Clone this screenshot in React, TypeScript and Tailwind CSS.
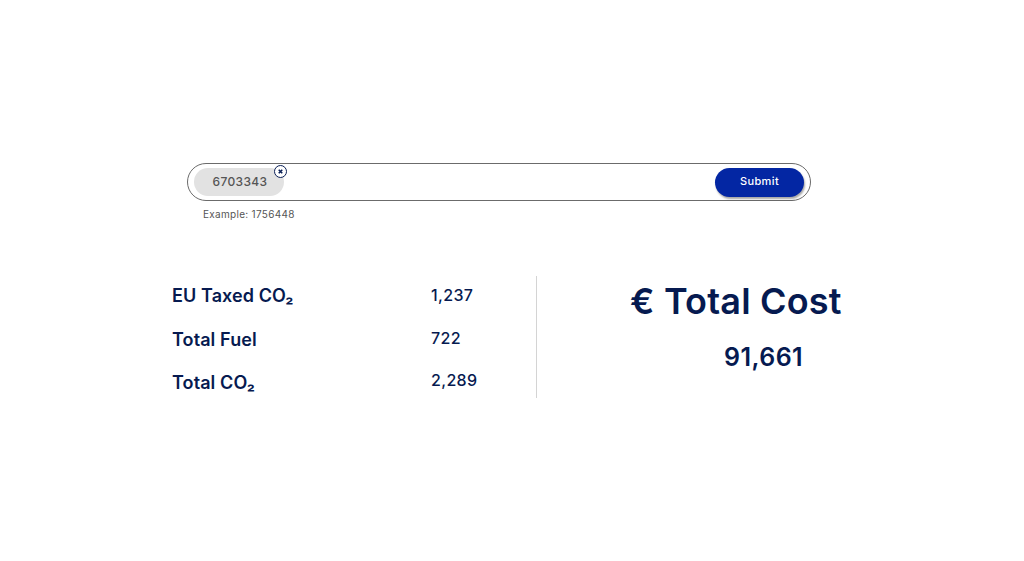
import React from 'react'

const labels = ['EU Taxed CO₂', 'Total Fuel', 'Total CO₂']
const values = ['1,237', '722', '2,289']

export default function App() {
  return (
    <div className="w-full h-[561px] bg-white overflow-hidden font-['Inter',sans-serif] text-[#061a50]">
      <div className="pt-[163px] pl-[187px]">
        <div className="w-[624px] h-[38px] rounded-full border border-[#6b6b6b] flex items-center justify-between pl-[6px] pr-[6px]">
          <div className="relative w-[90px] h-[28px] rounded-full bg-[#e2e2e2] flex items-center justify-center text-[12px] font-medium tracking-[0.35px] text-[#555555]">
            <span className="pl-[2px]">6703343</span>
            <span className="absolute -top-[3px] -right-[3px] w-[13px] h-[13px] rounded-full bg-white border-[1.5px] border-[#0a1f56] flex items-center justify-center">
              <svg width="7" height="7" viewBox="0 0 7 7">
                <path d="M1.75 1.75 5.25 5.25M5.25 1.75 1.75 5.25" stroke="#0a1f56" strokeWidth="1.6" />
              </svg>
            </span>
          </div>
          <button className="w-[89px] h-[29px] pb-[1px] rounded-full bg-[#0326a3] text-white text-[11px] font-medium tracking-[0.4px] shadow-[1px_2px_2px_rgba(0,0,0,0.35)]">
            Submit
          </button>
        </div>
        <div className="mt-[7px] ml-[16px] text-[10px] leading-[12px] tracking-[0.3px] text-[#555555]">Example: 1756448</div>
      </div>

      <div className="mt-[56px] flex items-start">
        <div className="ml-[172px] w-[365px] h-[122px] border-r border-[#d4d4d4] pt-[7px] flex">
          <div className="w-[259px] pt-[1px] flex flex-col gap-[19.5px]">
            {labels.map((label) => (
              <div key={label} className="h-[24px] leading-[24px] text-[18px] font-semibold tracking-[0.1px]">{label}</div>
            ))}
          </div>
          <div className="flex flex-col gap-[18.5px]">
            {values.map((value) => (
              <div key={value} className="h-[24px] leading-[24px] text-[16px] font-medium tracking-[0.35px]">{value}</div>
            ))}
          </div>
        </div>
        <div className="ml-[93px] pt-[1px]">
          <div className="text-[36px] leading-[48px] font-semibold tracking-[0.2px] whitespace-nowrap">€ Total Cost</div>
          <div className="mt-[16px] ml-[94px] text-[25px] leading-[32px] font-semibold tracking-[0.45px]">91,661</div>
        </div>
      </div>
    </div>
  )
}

——————

Transcribe the listing above verbatim. Omit the pictures.

Clone this screenshot in React, TypeScript and Tailwind CSS.
import React from 'react'

const labels = ['EU Taxed CO₂', 'Total Fuel', 'Total CO₂']
const values = ['1,237', '722', '2,289']

export default function App() {
  return (
    <div className="w-full h-[561px] bg-white overflow-hidden font-['Inter',sans-serif] text-[#061a50]">
      <div className="pt-[163px] pl-[187px]">
        <div className="w-[624px] h-[38px] rounded-full border border-[#6b6b6b] flex items-center justify-between pl-[6px] pr-[6px]">
          <div className="relative w-[90px] h-[28px] rounded-full bg-[#e2e2e2] flex items-center justify-center text-[12px] font-medium tracking-[0.35px] text-[#555555]">
            <span className="pl-[2px]">6703343</span>
            <span className="absolute -top-[3px] -right-[3px] w-[13px] h-[13px] rounded-full bg-white border-[1.5px] border-[#0a1f56] flex items-center justify-center">
              <svg width="7" height="7" viewBox="0 0 7 7">
                <path d="M1.75 1.75 5.25 5.25M5.25 1.75 1.75 5.25" stroke="#0a1f56" strokeWidth="1.6" />
              </svg>
            </span>
          </div>
          <button className="w-[89px] h-[29px] pb-[1px] rounded-full bg-[#0326a3] text-white text-[11px] font-medium tracking-[0.4px] shadow-[1px_2px_2px_rgba(0,0,0,0.35)]">
            Submit
          </button>
        </div>
        <div className="mt-[7px] ml-[16px] text-[10px] leading-[12px] tracking-[0.3px] text-[#555555]">Example: 1756448</div>
      </div>

      <div className="mt-[56px] flex items-start">
        <div className="ml-[172px] w-[365px] h-[122px] border-r border-[#d4d4d4] pt-[7px] flex">
          <div className="w-[259px] pt-[1px] flex flex-col gap-[19.5px]">
            {labels.map((label) => (
              <div key={label} className="h-[24px] leading-[24px] text-[18px] font-semibold tracking-[0.1px]">{label}</div>
            ))}
          </div>
          <div className="flex flex-col gap-[18.5px]">
            {values.map((value) => (
              <div key={value} className="h-[24px] leading-[24px] text-[16px] font-medium tracking-[0.35px]">{value}</div>
            ))}
          </div>
        </div>
        <div className="ml-[93px] pt-[1px]">
          <div className="text-[36px] leading-[48px] font-semibold tracking-[0.2px] whitespace-nowrap">€ Total Cost</div>
          <div className="mt-[16px] ml-[94px] text-[25px] leading-[32px] font-semibold tracking-[0.45px]">91,661</div>
        </div>
      </div>
    </div>
  )
}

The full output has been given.